Even when software is available, professionals still benefit from recognizing the side ratio mentally. It allows quick estimates, immediate error checking, and stronger geometric intuition. A calculator like this one makes the process faster while still reinforcing the underlying rules.
Authority references for deeper study
If you want to explore trigonometry, right triangles, and mathematical measurement from trusted institutions, these resources are useful starting points:
- NASA Glenn Research Center: right triangle trigonometry overview
- University of Utah Department of Mathematics
- National Institute of Standards and Technology measurement resources
Frequently asked questions
Can I solve the triangle from any one side?
Yes. Because the angle pattern is fixed, knowing any one side is enough to determine the entire triangle.

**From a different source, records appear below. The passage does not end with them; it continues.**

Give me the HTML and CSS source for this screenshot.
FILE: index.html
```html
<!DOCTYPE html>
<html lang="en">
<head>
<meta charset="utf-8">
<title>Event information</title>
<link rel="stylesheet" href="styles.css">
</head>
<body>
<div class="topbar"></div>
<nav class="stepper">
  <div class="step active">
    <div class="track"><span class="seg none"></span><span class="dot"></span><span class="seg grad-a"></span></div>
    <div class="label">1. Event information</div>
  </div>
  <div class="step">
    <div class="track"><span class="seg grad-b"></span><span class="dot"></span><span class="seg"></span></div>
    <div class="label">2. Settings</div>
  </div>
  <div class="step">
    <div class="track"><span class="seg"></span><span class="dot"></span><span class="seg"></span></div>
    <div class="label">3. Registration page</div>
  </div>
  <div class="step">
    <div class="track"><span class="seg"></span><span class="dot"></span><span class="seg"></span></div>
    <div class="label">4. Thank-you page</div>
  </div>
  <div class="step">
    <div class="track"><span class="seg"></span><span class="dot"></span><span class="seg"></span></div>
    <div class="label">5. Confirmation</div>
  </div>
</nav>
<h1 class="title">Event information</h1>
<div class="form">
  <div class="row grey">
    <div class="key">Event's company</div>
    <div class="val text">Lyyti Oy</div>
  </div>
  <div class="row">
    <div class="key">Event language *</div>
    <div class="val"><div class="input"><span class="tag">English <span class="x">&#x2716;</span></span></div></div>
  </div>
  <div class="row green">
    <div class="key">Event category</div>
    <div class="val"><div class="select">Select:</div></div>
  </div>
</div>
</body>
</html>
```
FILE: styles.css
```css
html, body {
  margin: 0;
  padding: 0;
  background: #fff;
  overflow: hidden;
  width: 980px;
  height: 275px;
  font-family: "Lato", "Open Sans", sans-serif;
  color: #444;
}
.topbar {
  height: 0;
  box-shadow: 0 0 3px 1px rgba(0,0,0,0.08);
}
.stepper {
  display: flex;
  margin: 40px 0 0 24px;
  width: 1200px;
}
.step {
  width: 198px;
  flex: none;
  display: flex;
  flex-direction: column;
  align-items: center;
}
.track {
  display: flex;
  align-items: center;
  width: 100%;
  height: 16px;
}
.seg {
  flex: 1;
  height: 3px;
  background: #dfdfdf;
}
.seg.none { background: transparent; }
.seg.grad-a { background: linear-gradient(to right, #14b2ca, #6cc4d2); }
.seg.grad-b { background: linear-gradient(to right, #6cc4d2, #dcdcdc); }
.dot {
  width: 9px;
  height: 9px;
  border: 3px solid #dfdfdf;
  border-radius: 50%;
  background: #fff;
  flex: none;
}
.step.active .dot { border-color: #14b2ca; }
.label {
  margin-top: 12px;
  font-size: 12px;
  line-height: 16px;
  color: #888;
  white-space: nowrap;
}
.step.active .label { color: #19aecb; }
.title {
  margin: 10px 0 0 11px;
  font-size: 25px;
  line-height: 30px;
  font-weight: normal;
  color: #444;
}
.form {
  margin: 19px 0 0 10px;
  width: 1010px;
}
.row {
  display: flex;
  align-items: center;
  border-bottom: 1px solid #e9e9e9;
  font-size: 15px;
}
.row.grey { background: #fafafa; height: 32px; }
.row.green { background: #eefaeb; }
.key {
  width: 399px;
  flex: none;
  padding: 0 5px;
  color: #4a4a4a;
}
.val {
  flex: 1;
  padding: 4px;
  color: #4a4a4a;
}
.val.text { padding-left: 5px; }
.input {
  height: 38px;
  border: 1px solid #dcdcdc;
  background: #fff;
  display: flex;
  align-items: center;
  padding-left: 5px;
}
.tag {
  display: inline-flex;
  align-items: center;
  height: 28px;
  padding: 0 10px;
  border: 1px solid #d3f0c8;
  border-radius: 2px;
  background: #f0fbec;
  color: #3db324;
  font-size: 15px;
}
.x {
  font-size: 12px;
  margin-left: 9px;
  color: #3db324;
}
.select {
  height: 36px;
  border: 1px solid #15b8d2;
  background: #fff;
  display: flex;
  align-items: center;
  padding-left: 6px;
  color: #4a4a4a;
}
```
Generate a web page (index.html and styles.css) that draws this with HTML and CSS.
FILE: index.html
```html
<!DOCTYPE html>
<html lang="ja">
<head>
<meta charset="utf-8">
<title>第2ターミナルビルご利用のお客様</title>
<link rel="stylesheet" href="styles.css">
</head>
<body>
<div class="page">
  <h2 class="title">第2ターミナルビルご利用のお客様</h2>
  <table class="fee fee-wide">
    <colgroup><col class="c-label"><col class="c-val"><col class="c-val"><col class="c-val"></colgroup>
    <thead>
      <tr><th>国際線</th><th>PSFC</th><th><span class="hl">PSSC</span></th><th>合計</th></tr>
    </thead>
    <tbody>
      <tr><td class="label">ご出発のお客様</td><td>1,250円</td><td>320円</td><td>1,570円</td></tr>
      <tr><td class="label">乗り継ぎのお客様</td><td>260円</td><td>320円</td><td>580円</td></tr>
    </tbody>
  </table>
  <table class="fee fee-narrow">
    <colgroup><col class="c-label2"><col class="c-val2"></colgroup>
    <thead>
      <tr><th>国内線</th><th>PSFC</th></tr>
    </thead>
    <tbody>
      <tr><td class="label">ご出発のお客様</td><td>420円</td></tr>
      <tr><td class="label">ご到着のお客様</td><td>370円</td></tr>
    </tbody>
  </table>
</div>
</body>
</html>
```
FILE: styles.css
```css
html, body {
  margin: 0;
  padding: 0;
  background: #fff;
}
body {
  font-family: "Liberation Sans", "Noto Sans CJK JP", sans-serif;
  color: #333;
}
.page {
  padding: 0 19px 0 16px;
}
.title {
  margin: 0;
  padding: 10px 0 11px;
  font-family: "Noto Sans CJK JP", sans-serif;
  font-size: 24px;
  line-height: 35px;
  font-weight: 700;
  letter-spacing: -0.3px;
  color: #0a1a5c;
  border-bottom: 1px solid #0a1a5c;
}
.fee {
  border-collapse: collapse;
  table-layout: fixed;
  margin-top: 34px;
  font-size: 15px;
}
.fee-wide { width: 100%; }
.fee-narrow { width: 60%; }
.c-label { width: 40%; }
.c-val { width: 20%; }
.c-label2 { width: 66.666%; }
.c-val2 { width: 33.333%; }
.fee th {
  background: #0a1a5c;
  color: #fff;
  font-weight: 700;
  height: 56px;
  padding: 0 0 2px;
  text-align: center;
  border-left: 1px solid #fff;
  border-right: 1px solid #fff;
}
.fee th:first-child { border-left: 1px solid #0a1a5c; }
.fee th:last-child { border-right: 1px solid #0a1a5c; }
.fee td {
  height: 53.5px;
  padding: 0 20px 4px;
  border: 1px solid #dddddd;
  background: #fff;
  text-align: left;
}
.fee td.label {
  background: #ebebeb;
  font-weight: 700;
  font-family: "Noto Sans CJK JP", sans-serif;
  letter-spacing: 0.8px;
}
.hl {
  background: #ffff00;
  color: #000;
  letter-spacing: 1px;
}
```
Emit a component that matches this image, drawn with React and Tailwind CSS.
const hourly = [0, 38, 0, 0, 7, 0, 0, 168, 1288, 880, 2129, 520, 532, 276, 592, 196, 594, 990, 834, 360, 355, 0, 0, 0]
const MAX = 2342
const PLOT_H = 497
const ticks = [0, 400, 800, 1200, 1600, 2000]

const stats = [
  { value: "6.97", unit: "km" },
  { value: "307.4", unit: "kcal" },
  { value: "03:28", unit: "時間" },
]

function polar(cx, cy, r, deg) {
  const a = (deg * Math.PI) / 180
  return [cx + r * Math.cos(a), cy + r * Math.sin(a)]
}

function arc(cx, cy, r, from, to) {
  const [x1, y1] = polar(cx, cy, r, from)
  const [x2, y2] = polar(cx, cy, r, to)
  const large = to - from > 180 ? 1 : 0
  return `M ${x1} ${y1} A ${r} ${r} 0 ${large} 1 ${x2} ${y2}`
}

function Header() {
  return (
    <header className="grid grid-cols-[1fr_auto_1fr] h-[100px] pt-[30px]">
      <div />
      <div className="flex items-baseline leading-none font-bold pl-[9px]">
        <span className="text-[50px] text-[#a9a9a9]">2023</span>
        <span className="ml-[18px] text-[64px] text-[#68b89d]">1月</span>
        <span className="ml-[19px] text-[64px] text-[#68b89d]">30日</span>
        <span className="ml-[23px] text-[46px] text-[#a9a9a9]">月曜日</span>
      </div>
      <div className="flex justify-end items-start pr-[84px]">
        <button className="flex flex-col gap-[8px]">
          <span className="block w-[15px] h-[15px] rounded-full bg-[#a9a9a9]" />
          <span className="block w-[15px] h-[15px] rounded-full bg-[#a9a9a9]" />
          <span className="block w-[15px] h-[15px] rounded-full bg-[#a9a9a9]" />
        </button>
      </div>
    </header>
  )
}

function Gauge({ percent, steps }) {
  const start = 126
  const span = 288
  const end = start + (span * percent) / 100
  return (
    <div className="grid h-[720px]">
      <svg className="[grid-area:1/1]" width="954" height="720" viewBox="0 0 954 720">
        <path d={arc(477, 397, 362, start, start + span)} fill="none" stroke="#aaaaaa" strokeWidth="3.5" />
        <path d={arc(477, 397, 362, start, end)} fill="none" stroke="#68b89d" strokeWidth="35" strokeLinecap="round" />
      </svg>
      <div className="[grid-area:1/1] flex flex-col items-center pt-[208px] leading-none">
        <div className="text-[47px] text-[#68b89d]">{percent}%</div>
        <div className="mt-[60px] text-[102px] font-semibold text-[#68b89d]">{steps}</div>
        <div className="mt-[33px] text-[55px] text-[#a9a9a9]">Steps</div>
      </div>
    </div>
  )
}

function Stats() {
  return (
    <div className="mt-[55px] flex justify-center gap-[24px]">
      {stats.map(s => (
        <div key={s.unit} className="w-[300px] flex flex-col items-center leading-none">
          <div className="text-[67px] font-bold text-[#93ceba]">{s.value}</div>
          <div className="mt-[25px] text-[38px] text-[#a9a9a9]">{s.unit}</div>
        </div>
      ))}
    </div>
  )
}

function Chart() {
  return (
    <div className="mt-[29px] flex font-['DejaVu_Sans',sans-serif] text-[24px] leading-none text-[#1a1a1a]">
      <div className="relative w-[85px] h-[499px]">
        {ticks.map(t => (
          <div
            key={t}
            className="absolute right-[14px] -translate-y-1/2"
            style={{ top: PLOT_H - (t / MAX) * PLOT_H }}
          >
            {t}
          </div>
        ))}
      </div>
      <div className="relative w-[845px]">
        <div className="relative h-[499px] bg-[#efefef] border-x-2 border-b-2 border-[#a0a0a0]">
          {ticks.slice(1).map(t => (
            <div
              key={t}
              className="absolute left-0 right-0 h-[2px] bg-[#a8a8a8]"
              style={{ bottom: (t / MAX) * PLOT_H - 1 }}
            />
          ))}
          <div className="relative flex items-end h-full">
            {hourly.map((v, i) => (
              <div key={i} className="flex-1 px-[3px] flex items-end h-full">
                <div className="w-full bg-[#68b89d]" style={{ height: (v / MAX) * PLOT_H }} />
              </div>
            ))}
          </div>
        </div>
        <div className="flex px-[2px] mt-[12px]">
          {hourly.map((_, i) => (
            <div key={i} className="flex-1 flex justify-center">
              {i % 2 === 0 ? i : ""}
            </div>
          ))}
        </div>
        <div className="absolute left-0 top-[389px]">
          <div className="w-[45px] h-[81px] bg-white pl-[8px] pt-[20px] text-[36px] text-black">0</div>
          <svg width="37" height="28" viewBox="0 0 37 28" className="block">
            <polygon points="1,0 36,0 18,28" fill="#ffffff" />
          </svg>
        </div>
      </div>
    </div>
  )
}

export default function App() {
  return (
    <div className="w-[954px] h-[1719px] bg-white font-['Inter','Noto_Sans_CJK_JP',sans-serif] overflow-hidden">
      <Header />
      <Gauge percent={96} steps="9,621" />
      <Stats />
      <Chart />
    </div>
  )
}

What is the fastest shortcut to remember?
Remember this pattern: short leg, short leg times √3, short leg times 2. That sequence gives you the long leg and hypotenuse immediately.
Why does the long leg involve √3?
It comes from splitting an equilateral triangle into two right triangles and applying the Pythagorean theorem.
Is this the same as a 45-45-90 triangle?
No. A 45-45-90 triangle has side ratio 1 : 1 : √2. A 30-60-90 triangle has side ratio 1 : √3 : 2. They are both special right triangles, but they follow different patterns.
Final takeaway
A 30 60 triangle calculator is useful because it turns a fixed geometric relationship into a fast and dependable workflow. The key ratio 1 : √3 : 2 lets you move from one known side to every other important measurement with confidence. Whether you are solving homework, checking plans, or building geometric intuition, understanding this triangle gives you a durable advantage in math and applied design.